## Given material
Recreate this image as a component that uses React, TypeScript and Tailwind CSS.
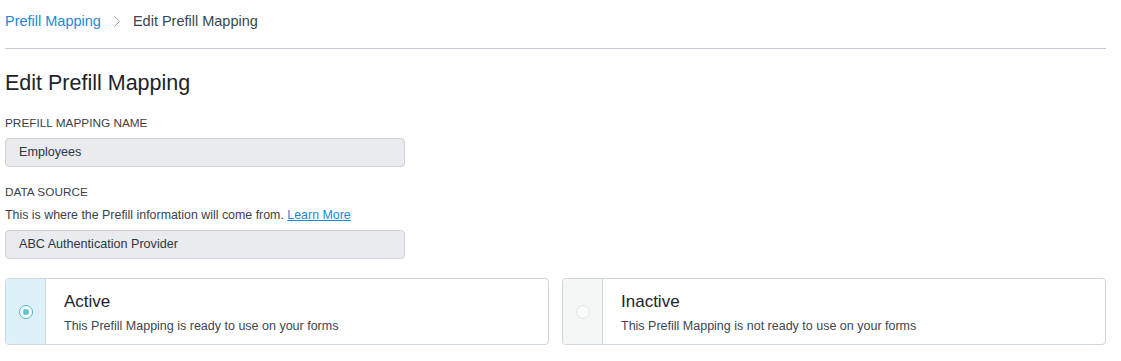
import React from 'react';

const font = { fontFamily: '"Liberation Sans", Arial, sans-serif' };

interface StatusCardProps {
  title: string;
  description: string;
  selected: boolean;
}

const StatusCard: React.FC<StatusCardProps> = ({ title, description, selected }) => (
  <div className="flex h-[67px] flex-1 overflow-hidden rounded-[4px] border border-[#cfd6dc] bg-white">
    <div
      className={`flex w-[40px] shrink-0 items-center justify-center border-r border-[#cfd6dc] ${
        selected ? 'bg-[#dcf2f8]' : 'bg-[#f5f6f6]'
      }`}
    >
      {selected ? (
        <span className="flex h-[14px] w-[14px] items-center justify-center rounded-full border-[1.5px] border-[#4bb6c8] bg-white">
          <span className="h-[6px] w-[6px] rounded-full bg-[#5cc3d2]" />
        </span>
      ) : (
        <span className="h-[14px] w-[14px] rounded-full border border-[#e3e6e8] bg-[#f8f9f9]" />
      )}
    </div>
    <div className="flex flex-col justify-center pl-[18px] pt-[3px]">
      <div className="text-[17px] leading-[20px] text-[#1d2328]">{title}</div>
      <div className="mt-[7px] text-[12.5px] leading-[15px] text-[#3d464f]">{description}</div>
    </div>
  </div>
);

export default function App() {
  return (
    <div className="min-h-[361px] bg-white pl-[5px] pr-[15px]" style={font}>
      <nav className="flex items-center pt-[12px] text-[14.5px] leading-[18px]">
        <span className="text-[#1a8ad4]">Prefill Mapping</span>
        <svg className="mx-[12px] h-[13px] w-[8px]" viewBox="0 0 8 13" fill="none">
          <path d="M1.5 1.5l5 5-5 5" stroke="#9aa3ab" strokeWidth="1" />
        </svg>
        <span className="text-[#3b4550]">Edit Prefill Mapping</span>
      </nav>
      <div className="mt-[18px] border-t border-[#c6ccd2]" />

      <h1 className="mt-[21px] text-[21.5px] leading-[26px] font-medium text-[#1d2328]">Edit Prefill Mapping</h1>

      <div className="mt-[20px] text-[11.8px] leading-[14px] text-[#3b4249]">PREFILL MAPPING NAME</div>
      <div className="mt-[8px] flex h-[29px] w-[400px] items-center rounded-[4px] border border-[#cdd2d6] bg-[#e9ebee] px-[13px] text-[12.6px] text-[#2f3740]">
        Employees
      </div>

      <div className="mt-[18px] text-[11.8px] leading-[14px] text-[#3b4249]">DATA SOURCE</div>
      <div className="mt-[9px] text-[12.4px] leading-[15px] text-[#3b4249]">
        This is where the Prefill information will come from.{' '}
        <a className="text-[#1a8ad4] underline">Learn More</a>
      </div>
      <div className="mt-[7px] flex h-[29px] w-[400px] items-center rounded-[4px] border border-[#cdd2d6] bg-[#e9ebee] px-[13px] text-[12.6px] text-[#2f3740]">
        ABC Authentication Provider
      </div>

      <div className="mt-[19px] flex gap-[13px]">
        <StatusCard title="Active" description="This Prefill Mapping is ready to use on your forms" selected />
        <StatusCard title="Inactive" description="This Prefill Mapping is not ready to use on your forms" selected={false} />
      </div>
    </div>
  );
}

## Work required
Identify the lines above with the word "React". Copy them.

## Expected output
Recreate this image as a component that uses React, TypeScript and Tailwind CSS.
import React from 'react';
const StatusCard: React.FC<StatusCardProps> = ({ title, description, selected }) => (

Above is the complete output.